On 16-17 July, the EU is hosting in Brussels a Partnership Forum for Somalia. This comes at a crucial time. Things in the Horn are in a state of flux such as we have not seen for years. There is a chance that one of the most volatile and fragile regions of the continent could begin to stabilise. But only if local actors are willing, and the international community is united and supportive. Neither can be taken for granted.
African Arguments has just started publishing a series of articles on the situation in the Horn, the Red Sea and the growing - but contentious - links with the Gulf Arab countries. You can find the first one by Alex de Waal here. In practice there are several distinct, but linked dynamics that are beginning to change relationships within the region.
Firstly, Somalia. The long, slow process of putting the country back together after its 20-year crisis is at risk of stalling. With the help of the AU’s force AMISOM (funded primarily by the EU), the EU itself, and the UN assistance mission UNSOM, sufficient military stability was brought to Somalia to allow a political process to begin which resulted in the agreement on a new federal structure in 2012. Al Shabab has been kept at bay, and new state governments set up. True, the federal structures remain weak, no effective central security force yet exists and what we call corruption is an embedded part of the political process. But political arguments have taken place in Parliament rather than with guns in the street, and the economy has begun to revive. Nevertheless, both security and the political process remains very fragile, and can easily be disrupted unless the international community is consistent, supportive and united.

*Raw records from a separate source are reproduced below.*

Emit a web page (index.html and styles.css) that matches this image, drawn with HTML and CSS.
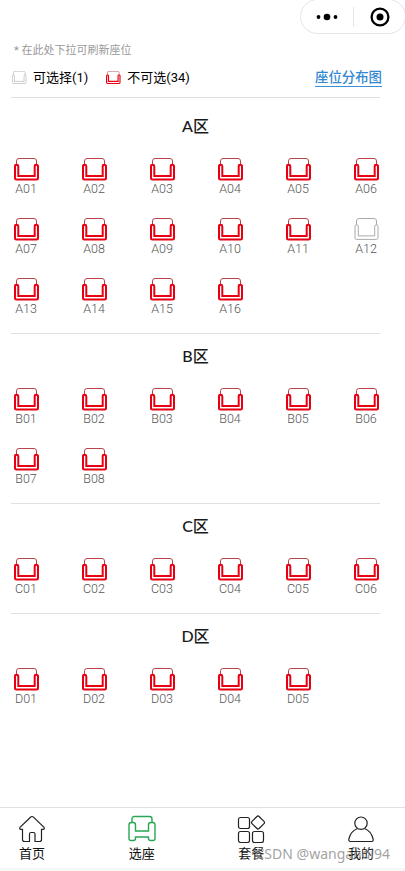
FILE: index.html
```
<!DOCTYPE html>
<html lang="zh-CN">

<head>
    <meta charset="UTF-8">
    <meta name="viewport" content="width=device-width, initial-scale=1.0">
    <title>选座</title>
    <link rel="stylesheet" href="styles.css">
</head>

<body>
    <svg class="sprite">
        <symbol id="seat" viewBox="0 0 26 24">
            <path class="seat-back" d="M3.500 7V3Q3.500 .5 6 .5H21Q23.500 .5 23.500 3V7" />
            <path class="seat-arm" d="M5.300 8.200V17.900H21.700V8.200Q21.700 6.800 23.400 6.800T25 8.200V19.900Q25 21.400 23.500 21.400H3.500Q2 21.400 2 19.900V8.200Q2 6.800 3.600 6.800T5.300 8.200Z" />
        </symbol>
    </svg>

    <div id="app">
        <div class="title-bar">
            <div class="capsule">
                <svg class="capsule-more" width="22" height="8" viewBox="0 0 22 8">
                    <circle cx="2.500" cy="4" r="1.900" />
                    <circle cx="11" cy="4" r="3.300" />
                    <circle cx="19.500" cy="4" r="1.900" />
                </svg>
                <span class="capsule-line"></span>
                <svg class="capsule-close" width="20" height="20" viewBox="0 0 20 20">
                    <circle class="ring" cx="10" cy="10" r="8.400" />
                    <circle cx="10" cy="10" r="3.500" />
                </svg>
            </div>
        </div>

        <div class="content">
            <div class="tip">* 在此处下拉可刷新座位</div>
            <div class="legend">
                <svg class="legend-icon free"><use href="#seat" /></svg>
                <span class="legend-text">可选择(1)</span>
                <svg class="legend-icon taken"><use href="#seat" /></svg>
                <span class="legend-text">不可选(34)</span>
                <a class="map-link">座位分布图</a>
            </div>
            <div id="zones"></div>
        </div>

        <div class="tab-bar">
            <div class="tab">
                <svg width="28" height="28" viewBox="0 0 28 28">
                    <path d="M14 1.500Q14.800 1.500 15.500 2.200L26 12.300Q27 14 25 14.300H23.500V24.500Q23.500 26.500 21.500 26.500H17V19Q17 17.500 15.500 17.500H13Q11.500 17.500 11.500 19V26.500H6.500Q4.500 26.500 4.500 24.500V14.300H3Q1 14 2 12.300L12.500 2.200Q13.200 1.500 14 1.500Z" />
                </svg>
                <span>首页</span>
            </div>
            <div class="tab active">
                <svg width="28" height="28" viewBox="0 0 28 28">
                    <path d="M4 7.500V4Q4 1.500 6.500 1.500H21.500Q24 1.500 24 4V7.500" />
                    <path d="M7.500 16H20.500V10Q20.500 7.500 23 7.500H24.500Q27 7.500 27 10V23.500Q27 25.500 25 25.500H22.500Q20.500 25.500 20.500 23.500V22H7.500V23.500Q7.500 25.500 5.500 25.500H3Q1 25.500 1 23.500V10Q1 7.500 3.500 7.500H5Q7.500 7.500 7.500 10Z" />
                </svg>
                <span>选座</span>
            </div>
            <div class="tab">
                <svg width="28" height="28" viewBox="0 0 28 28">
                    <rect x="1.500" y="2.500" width="11" height="11" rx="2" />
                    <rect x="1.500" y="16.500" width="11" height="11" rx="2" />
                    <rect x="15.500" y="16.500" width="11" height="11" rx="2" />
                    <rect x="16" y="2.500" width="10" height="10" rx="1.500" transform="rotate(45 21 7.500)" />
                </svg>
                <span>套餐</span>
            </div>
            <div class="tab">
                <svg width="28" height="28" viewBox="0 0 28 28">
                    <circle cx="14" cy="8.200" r="6.200" />
                    <path d="M10.500 13.500Q4 16 2 23.500Q1.200 26.500 3.500 26.500H24.500Q26.800 26.500 26 23.500Q24 16 17.500 13.500" />
                </svg>
                <span>我的</span>
            </div>
            <div class="watermark">CSDN @wangandi94</div>
        </div>
    </div>

    <script src="seats.js"></script>
</body>

</html>
```
FILE: styles.css
```
body {
    margin: 0;
    background-color: #fff;
    color: #1a1a1a;
    font-family: Roboto, "Noto Sans CJK SC", sans-serif;
}

.sprite {
    position: absolute;
    width: 0;
    height: 0;
}

#app {
    display: flex;
    flex-direction: column;
    height: 100vh;
    overflow: hidden;
}

.title-bar {
    display: flex;
    justify-content: flex-end;
    height: 43px;
}

.capsule {
    display: flex;
    align-items: center;
    box-sizing: border-box;
    width: 106px;
    height: 35px;
    margin-top: -1px;
    margin-right: -1px;
    padding-left: 15px;
    border: 1px solid #e4e4e4;
    border-radius: 18px;
}

.capsule-line {
    width: 1px;
    height: 20px;
    margin: 0 16px 0 15px;
    background-color: #e6e6e6;
}

.capsule-close .ring {
    fill: none;
    stroke: #000;
    stroke-width: 2.3;
}

.content {
    flex: 1;
    padding: 0 25px 0 11px;
}

.tip {
    padding-left: 3px;
    font-size: 11px;
    line-height: 16px;
    color: #999;
}

.legend {
    display: flex;
    align-items: center;
    height: 38px;
    border-bottom: 1px solid #e0e0e0;
}

.legend-icon {
    width: 16px;
    height: 14px;
    margin: 0 6px 0 0;
}

.legend-text {
    margin-right: 17px;
    font-size: 13px;
    line-height: 18px;
    color: #000;
}

.map-link {
    margin: 0 -2px 0 auto;
    border-bottom: 1px solid #3a8fd6;
    font-size: 13.4px;
    font-weight: 500;
    line-height: 17px;
    color: #3388d0;
}

.zone {
    padding-bottom: 16px;
    border-bottom: 1px solid #e0e0e0;
}

.zone:first-child {
    padding-top: 6px;
}

.zone:last-child {
    border-bottom: none;
}

.zone-title {
    height: 24px;
    padding: 11px 0 19px;
    font-family: Lato, "Noto Sans CJK SC", sans-serif;
    font-size: 16px;
    font-weight: 500;
    line-height: 21px;
    text-align: center;
}

.seats {
    display: grid;
    grid-template-columns: repeat(6, 26px);
    column-gap: 42px;
    row-gap: 21px;
    padding-left: 2px;
}

.seat {
    display: flex;
    flex-direction: column;
    align-items: center;
    height: 39px;
    font-size: 12.5px;
    font-weight: 300;
    line-height: 15px;
    color: #555;
}

.seat-icon {
    width: 26px;
    height: 24px;
    margin-bottom: -1px;
    flex-shrink: 0;
}

.seat-back {
    fill: none;
    stroke: var(--back-color);
    stroke-width: 1;
}

.seat-arm {
    fill: none;
    stroke: var(--arm-color);
    stroke-width: var(--arm-width);
}

.taken {
    --back-color: #b8434a;
    --arm-color: #e60012;
    --arm-width: 2;
}

.free {
    --back-color: #aaa;
    --arm-color: #aaa;
    --arm-width: 1;
}

.tab-bar {
    position: relative;
    display: flex;
    justify-content: space-between;
    height: 60px;
    padding: 0 30px 0 18px;
    border-top: 1px solid #e0e0e0;
    border-bottom: 3px solid #f7f7f7;
}

.tab {
    display: flex;
    flex-direction: column;
    align-items: center;
    width: 28px;
    padding-top: 7px;
    font-size: 13px;
    line-height: 22px;
    color: #111;
    white-space: nowrap;
}

.tab svg {
    fill: none;
    stroke: #222;
    stroke-width: 1.2;
    flex-shrink: 0;
}

.tab.active svg {
    stroke: #29a653;
    stroke-width: 1.4;
}

.watermark {
    position: absolute;
    right: 15px;
    top: 36px;
    font-family: "Noto Sans", sans-serif;
    font-size: 14px;
    line-height: 20px;
    color: rgba(130, 130, 130, 0.75);
}
```
FILE: seats.js
```
const zones = [
    { name: 'A', count: 16 },
    { name: 'B', count: 8 },
    { name: 'C', count: 6 },
    { name: 'D', count: 5 }
];
const freeSeats = ['A12'];

function renderSeat(id) {
    const state = freeSeats.includes(id) ? 'free' : 'taken';
    return `<div class="seat ${state}">
        <svg class="seat-icon"><use href="#seat" /></svg>
        <span>${id}</span>
    </div>`;
}

document.getElementById('zones').innerHTML = zones.map(zone => {
    let seats = '';
    for (let i = 1; i <= zone.count; i++) {
        seats += renderSeat(zone.name + String(i).padStart(2, '0'));
    }
    return `<div class="zone">
        <div class="zone-title">${zone.name}区</div>
        <div class="seats">${seats}</div>
    </div>`;
}).join('');
```
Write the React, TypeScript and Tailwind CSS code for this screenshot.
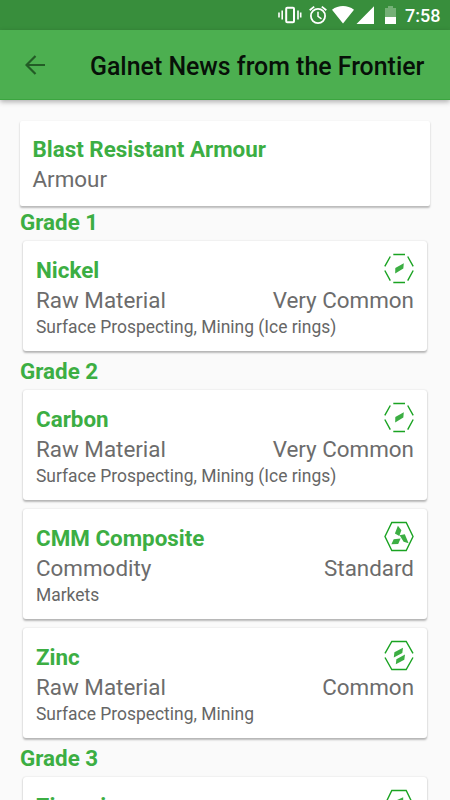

This is where there is a risk of Gulf actors destabilising Somalia. The UAE in particular is actively applying in the Horn its overall foreign policy - to contain Iran, fight political Islam (and therefore the influence of Turkey and Qatar), and establish trade dominance in the region. It has therefore fostered links with Puntland, Somaliland and Eritrea to secure ports in the region (Bosaso, Berbera and Assab respectively), which, by accident or design, feeds separatist tendencies in Puntland and risks unbalancing the Somali political settlement. They may be influenced in this by reported Qatari and Turkish support for the federal government. With political allegiance revolving around the distribution of resources, many Somali political leaders seek whatever external support they can get, and it complicates the domestic political process if this becomes entangled with external actors’ ideological agendas.
Nor can what happens in Somalia and the Horn be separated from the war in Yemen, only a few miles away across the Bab al Mandab strait. For Saudi Arabia, it is critical that they can retain access to the Indian Ocean from the Red Sea. With Iran on the other side of the Straits of Hormuz, they are reluctant to see a Yemen in league with Iran controlling the straits on the other side of the peninsula. The campaign against the Houthis looks set to continue, but not with any greater prospect of success. But it means the Saudis should be interested not simply in having friends in the Horn, but having stability there.
A dynamic and positive new element is the rapprochement between Ethiopia and Eritrea. The appointment of Abiy Ahmed Ali as Prime Minister of Ethiopia is potentially transformational for both Ethiopia and the region. Not only the first Oromo to be leader, but also the first to have a Muslim as well as Christian background (and to have written a PhD on resolving inter-religious conflict), Abiy has swiftly and decisively demonstrated a willingness to address both the domestic and regional sources of instability for Ethiopia.
One of the first things he has done is take steps to resolve the festering conflict with Eritrea which had become an entrenched part of both nations’ narrative. Whether under pressure from the Gulf or of his own volition, Abiy’s visit to Asmara and Isaias’ visit to Addis Ababa appear to have broken the logjam. Peace is not yet assured, but this step would greatly increase the chances of IGAD reaching a consensus on regional conflicts and acting with greater effectiveness to resolve them.
The other persistent source of instability in the region is South Sudan. Though far from the Red Sea coast, and of more interest to China than the Gulf, the pernicious and brutal conflict, the increasing fragmentation of the country and the complete failure of the state cause great human suffering and divert both political attention and financial/aid resources from development and peace-building elsewhere. Sudan, now undergoing international rehabilitation, is joining the regional effort. But to date nothing has managed to persuade the warring factions to genuinely reconcile or find a modus vivendi. Without a more forceful and united regional approach, this conflict will persist, to everyone’s detriment.
Both Britain and the EU, together and separately, have played a constructive role in the Horn since the London conference on Somalia in 2011. Working with the AU and UN, for a while there was an international consensus on stabilising Somalia. The EU Operation Atalanta has played a critical role in ending the crisis of piracy in the Gulf of Aden, and the financial support for AMISOM has been irreplaceable.
It is now essential that the UK and EU continue to operate in the closest cooperation, and that the new Gulf actors are brought into this international consensus. For this, a common understanding and active diplomacy are both needed. And that is part of the purpose of the assessments now being published by African Arguments, as well as the meeting in Brussels. This region is too important to neglect.
Nicholas Westcott is the Director of RAS.